That Drug Expiration Date May Be More Myth Than Fact - MARSHALL ALLEN
The box of prescription drugs had been forgotten in a back closet of a retail pharmacy for so long that some of the pills predated the 1969 moon landing. Most were 30 to 40 years past their expiration dates — possibly toxic, probably worthless.
But to Lee Cantrell, who helps run the California Poison Control System, the cache was an opportunity to answer an enduring question about the actual shelf life of drugs: Could these drugs from the bell-bottom era still be potent?
Cantrell called Roy Gerona, a University of California, San Francisco researcher who specializes in analyzing chemicals. Gerona grew up in the Philippines and had seen people recover from sickness by taking expired drugs with no apparent ill effects.

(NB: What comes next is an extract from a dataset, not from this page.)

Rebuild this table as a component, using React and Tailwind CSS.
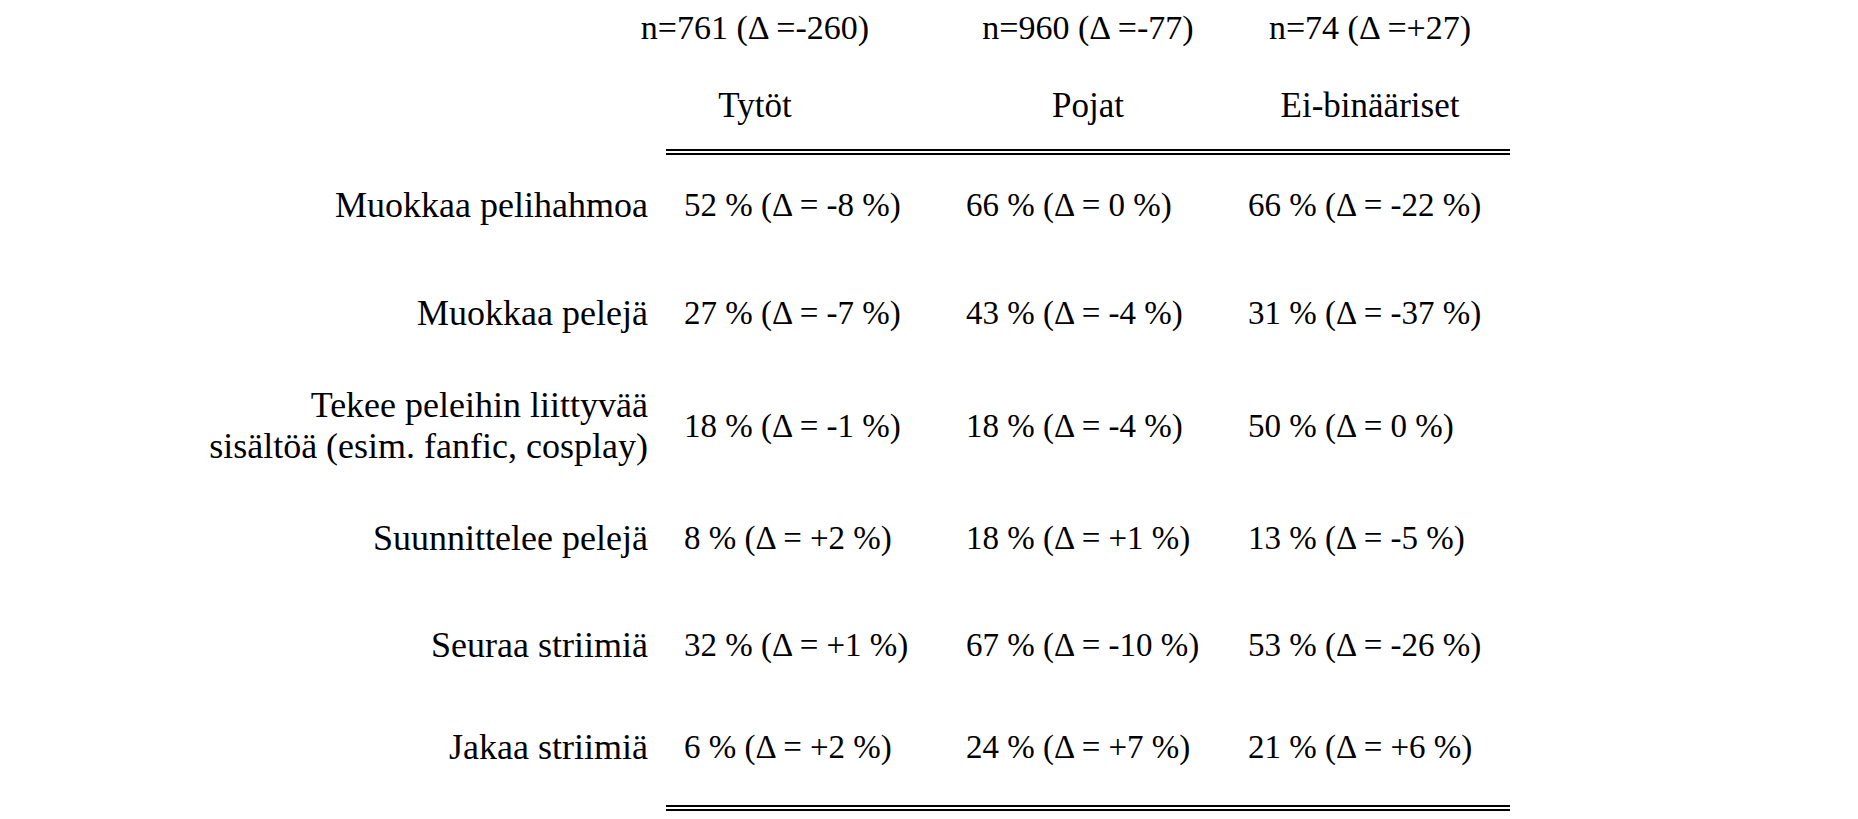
import React from "react";

const rows = [
  { label: ["Muokkaa pelihahmoa"], cells: ["52 % (Δ = -8 %)", "66 % (Δ = 0 %)", "66 % (Δ = -22 %)"], mt: "mt-[30px]", h: "h-[41px]" },
  { label: ["Muokkaa pelejä"], cells: ["27 % (Δ = -7 %)", "43 % (Δ = -4 %)", "31 % (Δ = -37 %)"], mt: "mt-[67px]", h: "h-[41px]" },
  { label: ["Tekee peleihin liittyvää", "sisältöä (esim. fanfic, cosplay)"], cells: ["18 % (Δ = -1 %)", "18 % (Δ = -4 %)", "50 % (Δ = 0 %)"], mt: "mt-[51px]", h: "h-[82px]" },
  { label: ["Suunnittelee pelejä"], cells: ["8 % (Δ = +2 %)", "18 % (Δ = +1 %)", "13 % (Δ = -5 %)"], mt: "mt-[51px]", h: "h-[41px]" },
  { label: ["Seuraa striimiä"], cells: ["32 % (Δ = +1 %)", "67 % (Δ = -10 %)", "53 % (Δ = -26 %)"], mt: "mt-[66px]", h: "h-[41px]" },
  { label: ["Jakaa striimiä"], cells: ["6 % (Δ = +2 %)", "24 % (Δ = +7 %)", "21 % (Δ = +6 %)"], mt: "mt-[61px]", h: "h-[41px]" },
];

const heads = ["n=761 (Δ =-260)", "n=960 (Δ =-77)", "n=74 (Δ =+27)"];
const titles = ["Tytöt", "Pojat", "Ei-binääriset"];

function DoubleRule({ mt }) {
  return (
    <div className={`${mt} ml-[666px] w-[844px] flex flex-col gap-[2px]`}>
      <div className="h-[2px] bg-black" />
      <div className="h-[2px] bg-black" />
    </div>
  );
}

export default function App() {
  return (
    <div
      className="w-[1858px] h-[819px] bg-white text-black overflow-hidden pt-[7px]"
      style={{ fontFamily: '"Liberation Serif", "Times New Roman", serif' }}
    >
      {/* n row */}
      <div className="flex h-[41px] pl-[625px] text-[34px] leading-[41px] whitespace-nowrap">
        <div className="w-[260px] flex justify-center">{heads[0]}</div>
        <div className="w-[260px] ml-[73px] flex justify-center">{heads[1]}</div>
        <div className="w-[260px] ml-[22px] flex justify-center">{heads[2]}</div>
      </div>
      {/* titles row */}
      <div className="flex h-[41px] mt-[37px] pl-[625px] text-[35px] leading-[41px] whitespace-nowrap">
        <div className="w-[260px] flex justify-center">{titles[0]}</div>
        <div className="w-[260px] ml-[73px] flex justify-center">{titles[1]}</div>
        <div className="w-[260px] ml-[22px] flex justify-center">{titles[2]}</div>
      </div>
      <DoubleRule mt="mt-[23px]" />
      {rows.map((r, i) => (
        <div key={i} className={`${r.mt} ${r.h} grid grid-cols-[648px_36px_282px_282px_282px] whitespace-nowrap`}>
          <div className="text-right text-[36px] leading-[41px]">
            {r.label.map((l, j) => (
              <div key={j}>{l}</div>
            ))}
          </div>
          <div />
          {r.cells.map((c, j) => (
            <div key={j} className="flex items-center text-[33px] leading-[41px]">
              {c}
            </div>
          ))}
        </div>
      ))}
      <DoubleRule mt="mt-[37px]" />
    </div>
  );
}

"This was very cool," Gerona says. "Who gets the chance of analyzing drugs that have been in storage for more than 30 years?"
The age of the drugs might have been bizarre, but the question the researchers wanted to answer wasn't. Pharmacies across the country in major medical centers and in neighborhood strip malls routinely toss out tons of scarce and potentially valuable prescription drugs when they hit their expiration dates.
Gerona, a pharmacist; and Cantrell, a toxicologist, knew that the term "expiration date" was a misnomer. The dates on drug labels are simply the point up to which the Food and Drug Administration and pharmaceutical companies guarantee their effectiveness, typically at two or three years. But the dates don't necessarily mean they're ineffective immediately after they "expire" — just that there's no incentive for drugmakers to study whether they could still be usable.
ProPublica has been researching why the U.S. health care system is the most expensive in the world. One answer, broadly, is waste — some of it buried in practices that the medical establishment and the rest of us take for granted. We've documented how hospitals often discard pricey new supplies, how nursing homes trash valuable medications after patients die or move out, and how drug companies create expensive combinations of cheap drugs. Experts estimate such squandering eats up about $765 billion a year — as much as a quarter of all the country's health care spending.